- Short exercise: Images are not part of the copy; transcribe all the data exactly.
----------------------------------------
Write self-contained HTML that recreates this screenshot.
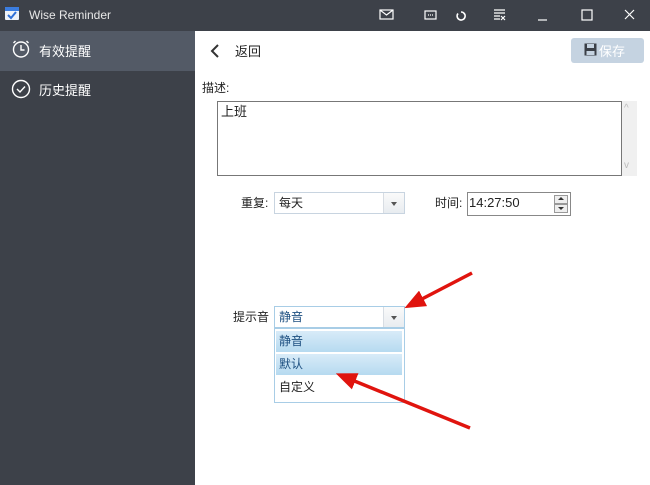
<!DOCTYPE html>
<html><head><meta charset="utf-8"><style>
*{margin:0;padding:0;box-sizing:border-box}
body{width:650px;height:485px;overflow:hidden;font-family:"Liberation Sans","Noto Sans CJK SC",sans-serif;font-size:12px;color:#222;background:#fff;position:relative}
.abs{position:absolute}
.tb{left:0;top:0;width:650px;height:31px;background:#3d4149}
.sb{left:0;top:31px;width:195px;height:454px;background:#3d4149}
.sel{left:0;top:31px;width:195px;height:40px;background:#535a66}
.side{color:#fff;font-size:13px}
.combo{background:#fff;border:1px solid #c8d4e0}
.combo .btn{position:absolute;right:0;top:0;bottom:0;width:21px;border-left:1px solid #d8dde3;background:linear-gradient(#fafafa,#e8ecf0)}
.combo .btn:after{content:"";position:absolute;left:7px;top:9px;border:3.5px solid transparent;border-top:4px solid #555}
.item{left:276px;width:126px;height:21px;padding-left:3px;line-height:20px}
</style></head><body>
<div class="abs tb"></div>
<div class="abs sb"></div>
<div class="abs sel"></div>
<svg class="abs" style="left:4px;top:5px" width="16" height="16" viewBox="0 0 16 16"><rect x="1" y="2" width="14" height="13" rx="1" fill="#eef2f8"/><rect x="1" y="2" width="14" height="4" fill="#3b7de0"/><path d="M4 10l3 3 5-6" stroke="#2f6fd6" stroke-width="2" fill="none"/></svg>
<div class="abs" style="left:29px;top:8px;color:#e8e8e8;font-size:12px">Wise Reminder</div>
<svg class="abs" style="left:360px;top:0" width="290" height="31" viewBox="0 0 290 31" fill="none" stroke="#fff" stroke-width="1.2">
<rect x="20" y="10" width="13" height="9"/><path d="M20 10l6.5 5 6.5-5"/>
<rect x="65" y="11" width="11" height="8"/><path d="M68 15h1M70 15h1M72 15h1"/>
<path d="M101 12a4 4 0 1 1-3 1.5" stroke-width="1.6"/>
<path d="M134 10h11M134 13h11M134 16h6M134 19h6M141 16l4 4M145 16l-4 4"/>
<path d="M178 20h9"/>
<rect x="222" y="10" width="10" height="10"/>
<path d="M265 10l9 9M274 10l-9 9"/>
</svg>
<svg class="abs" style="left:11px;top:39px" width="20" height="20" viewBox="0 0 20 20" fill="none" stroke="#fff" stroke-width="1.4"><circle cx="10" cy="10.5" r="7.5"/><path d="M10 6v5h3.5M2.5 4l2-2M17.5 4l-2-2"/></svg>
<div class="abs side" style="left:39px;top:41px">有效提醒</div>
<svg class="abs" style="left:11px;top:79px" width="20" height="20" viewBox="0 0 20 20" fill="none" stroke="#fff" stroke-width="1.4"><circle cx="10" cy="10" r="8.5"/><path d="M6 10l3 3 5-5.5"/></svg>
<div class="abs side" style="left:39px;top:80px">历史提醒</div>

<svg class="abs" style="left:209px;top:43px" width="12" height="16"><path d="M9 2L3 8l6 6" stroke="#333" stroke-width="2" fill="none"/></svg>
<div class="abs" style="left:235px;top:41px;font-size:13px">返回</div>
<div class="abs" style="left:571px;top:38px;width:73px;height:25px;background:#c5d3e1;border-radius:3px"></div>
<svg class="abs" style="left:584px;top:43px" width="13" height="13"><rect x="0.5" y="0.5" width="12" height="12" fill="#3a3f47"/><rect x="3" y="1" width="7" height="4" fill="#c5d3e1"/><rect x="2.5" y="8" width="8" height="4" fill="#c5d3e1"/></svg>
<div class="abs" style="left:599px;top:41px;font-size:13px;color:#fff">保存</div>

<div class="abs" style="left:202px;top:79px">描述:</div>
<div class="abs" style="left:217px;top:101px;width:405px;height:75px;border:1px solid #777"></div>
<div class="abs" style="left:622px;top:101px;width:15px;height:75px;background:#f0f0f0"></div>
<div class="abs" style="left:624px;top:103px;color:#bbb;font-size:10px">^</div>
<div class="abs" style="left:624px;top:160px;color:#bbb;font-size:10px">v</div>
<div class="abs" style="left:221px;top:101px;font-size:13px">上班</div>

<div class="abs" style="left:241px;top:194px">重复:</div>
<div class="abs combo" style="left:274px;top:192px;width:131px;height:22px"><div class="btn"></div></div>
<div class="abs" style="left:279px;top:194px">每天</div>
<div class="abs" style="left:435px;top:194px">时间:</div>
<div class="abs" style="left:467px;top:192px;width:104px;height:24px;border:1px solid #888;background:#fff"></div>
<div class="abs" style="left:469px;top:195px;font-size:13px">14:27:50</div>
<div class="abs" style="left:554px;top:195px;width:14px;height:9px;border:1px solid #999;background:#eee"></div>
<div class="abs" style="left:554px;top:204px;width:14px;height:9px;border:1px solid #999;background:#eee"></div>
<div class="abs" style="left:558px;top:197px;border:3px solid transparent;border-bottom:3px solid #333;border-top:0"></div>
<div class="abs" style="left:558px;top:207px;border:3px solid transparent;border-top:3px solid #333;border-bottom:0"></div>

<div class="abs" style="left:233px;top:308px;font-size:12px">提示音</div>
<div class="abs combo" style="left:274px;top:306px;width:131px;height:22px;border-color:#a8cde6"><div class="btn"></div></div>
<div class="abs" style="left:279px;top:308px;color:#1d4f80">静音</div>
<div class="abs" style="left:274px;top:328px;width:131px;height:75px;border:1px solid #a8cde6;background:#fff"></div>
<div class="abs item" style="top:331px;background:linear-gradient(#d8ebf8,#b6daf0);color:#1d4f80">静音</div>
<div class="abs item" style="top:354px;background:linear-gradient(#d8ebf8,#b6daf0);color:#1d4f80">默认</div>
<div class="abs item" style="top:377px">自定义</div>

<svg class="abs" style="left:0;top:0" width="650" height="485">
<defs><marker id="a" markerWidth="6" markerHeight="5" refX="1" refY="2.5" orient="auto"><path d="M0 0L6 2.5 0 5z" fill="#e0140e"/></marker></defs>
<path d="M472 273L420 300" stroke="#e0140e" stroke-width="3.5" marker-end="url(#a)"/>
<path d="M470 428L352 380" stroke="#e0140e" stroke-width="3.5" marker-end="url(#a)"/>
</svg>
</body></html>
----------------------------------------
- Correct output:
Write self-contained HTML that recreates this screenshot.
<!DOCTYPE html>
<html><head><meta charset="utf-8"><style>
*{margin:0;padding:0;box-sizing:border-box}
body{width:650px;height:485px;overflow:hidden;font-family:"Liberation Sans","Noto Sans CJK SC",sans-serif;font-size:12px;color:#222;background:#fff;position:relative}
.abs{position:absolute}
.tb{left:0;top:0;width:650px;height:31px;background:#3d4149}
.sb{left:0;top:31px;width:195px;height:454px;background:#3d4149}
.sel{left:0;top:31px;width:195px;height:40px;background:#535a66}
.side{color:#fff;font-size:13px}
.combo{background:#fff;border:1px solid #c8d4e0}
.combo .btn{position:absolute;right:0;top:0;bottom:0;width:21px;border-left:1px solid #d8dde3;background:linear-gradient(#fafafa,#e8ecf0)}
.combo .btn:after{content:"";position:absolute;left:7px;top:9px;border:3.5px solid transparent;border-top:4px solid #555}
.item{left:276px;width:126px;height:21px;padding-left:3px;line-height:20px}
</style></head><body>
<div class="abs tb"></div>
<div class="abs sb"></div>
<div class="abs sel"></div>
<svg class="abs" style="left:4px;top:5px" width="16" height="16" viewBox="0 0 16 16"><rect x="1" y="2" width="14" height="13" rx="1" fill="#eef2f8"/><rect x="1" y="2" width="14" height="4" fill="#3b7de0"/><path d="M4 10l3 3 5-6" stroke="#2f6fd6" stroke-width="2" fill="none"/></svg>
<div class="abs" style="left:29px;top:8px;color:#e8e8e8;font-size:12px">Wise Reminder</div>
<svg class="abs" style="left:360px;top:0" width="290" height="31" viewBox="0 0 290 31" fill="none" stroke="#fff" stroke-width="1.2">
<rect x="20" y="10" width="13" height="9"/><path d="M20 10l6.5 5 6.5-5"/>
<rect x="65" y="11" width="11" height="8"/><path d="M68 15h1M70 15h1M72 15h1"/>
<path d="M101 12a4 4 0 1 1-3 1.5" stroke-width="1.6"/>
<path d="M134 10h11M134 13h11M134 16h6M134 19h6M141 16l4 4M145 16l-4 4"/>
<path d="M178 20h9"/>
<rect x="222" y="10" width="10" height="10"/>
<path d="M265 10l9 9M274 10l-9 9"/>
</svg>
<svg class="abs" style="left:11px;top:39px" width="20" height="20" viewBox="0 0 20 20" fill="none" stroke="#fff" stroke-width="1.4"><circle cx="10" cy="10.5" r="7.5"/><path d="M10 6v5h3.5M2.5 4l2-2M17.5 4l-2-2"/></svg>
<div class="abs side" style="left:39px;top:41px">有效提醒</div>
<svg class="abs" style="left:11px;top:79px" width="20" height="20" viewBox="0 0 20 20" fill="none" stroke="#fff" stroke-width="1.4"><circle cx="10" cy="10" r="8.5"/><path d="M6 10l3 3 5-5.5"/></svg>
<div class="abs side" style="left:39px;top:80px">历史提醒</div>

<svg class="abs" style="left:209px;top:43px" width="12" height="16"><path d="M9 2L3 8l6 6" stroke="#333" stroke-width="2" fill="none"/></svg>
<div class="abs" style="left:235px;top:41px;font-size:13px">返回</div>
<div class="abs" style="left:571px;top:38px;width:73px;height:25px;background:#c5d3e1;border-radius:3px"></div>
<svg class="abs" style="left:584px;top:43px" width="13" height="13"><rect x="0.5" y="0.5" width="12" height="12" fill="#3a3f47"/><rect x="3" y="1" width="7" height="4" fill="#c5d3e1"/><rect x="2.5" y="8" width="8" height="4" fill="#c5d3e1"/></svg>
<div class="abs" style="left:599px;top:41px;font-size:13px;color:#fff">保存</div>

<div class="abs" style="left:202px;top:79px">描述:</div>
<div class="abs" style="left:217px;top:101px;width:405px;height:75px;border:1px solid #777"></div>
<div class="abs" style="left:622px;top:101px;width:15px;height:75px;background:#f0f0f0"></div>
<div class="abs" style="left:624px;top:103px;color:#bbb;font-size:10px">^</div>
<div class="abs" style="left:624px;top:160px;color:#bbb;font-size:10px">v</div>
<div class="abs" style="left:221px;top:101px;font-size:13px">上班</div>

<div class="abs" style="left:241px;top:194px">重复:</div>
<div class="abs combo" style="left:274px;top:192px;width:131px;height:22px"><div class="btn"></div></div>
<div class="abs" style="left:279px;top:194px">每天</div>
<div class="abs" style="left:435px;top:194px">时间:</div>
<div class="abs" style="left:467px;top:192px;width:104px;height:24px;border:1px solid #888;background:#fff"></div>
<div class="abs" style="left:469px;top:195px;font-size:13px">14:27:50</div>
<div class="abs" style="left:554px;top:195px;width:14px;height:9px;border:1px solid #999;background:#eee"></div>
<div class="abs" style="left:554px;top:204px;width:14px;height:9px;border:1px solid #999;background:#eee"></div>
<div class="abs" style="left:558px;top:197px;border:3px solid transparent;border-bottom:3px solid #333;border-top:0"></div>
<div class="abs" style="left:558px;top:207px;border:3px solid transparent;border-top:3px solid #333;border-bottom:0"></div>

<div class="abs" style="left:233px;top:308px;font-size:12px">提示音</div>
<div class="abs combo" style="left:274px;top:306px;width:131px;height:22px;border-color:#a8cde6"><div class="btn"></div></div>
<div class="abs" style="left:279px;top:308px;color:#1d4f80">静音</div>
<div class="abs" style="left:274px;top:328px;width:131px;height:75px;border:1px solid #a8cde6;background:#fff"></div>
<div class="abs item" style="top:331px;background:linear-gradient(#d8ebf8,#b6daf0);color:#1d4f80">静音</div>
<div class="abs item" style="top:354px;background:linear-gradient(#d8ebf8,#b6daf0);color:#1d4f80">默认</div>
<div class="abs item" style="top:377px">自定义</div>

<svg class="abs" style="left:0;top:0" width="650" height="485">
<defs><marker id="a" markerWidth="6" markerHeight="5" refX="1" refY="2.5" orient="auto"><path d="M0 0L6 2.5 0 5z" fill="#e0140e"/></marker></defs>
<path d="M472 273L420 300" stroke="#e0140e" stroke-width="3.5" marker-end="url(#a)"/>
<path d="M470 428L352 380" stroke="#e0140e" stroke-width="3.5" marker-end="url(#a)"/>
</svg>
</body></html>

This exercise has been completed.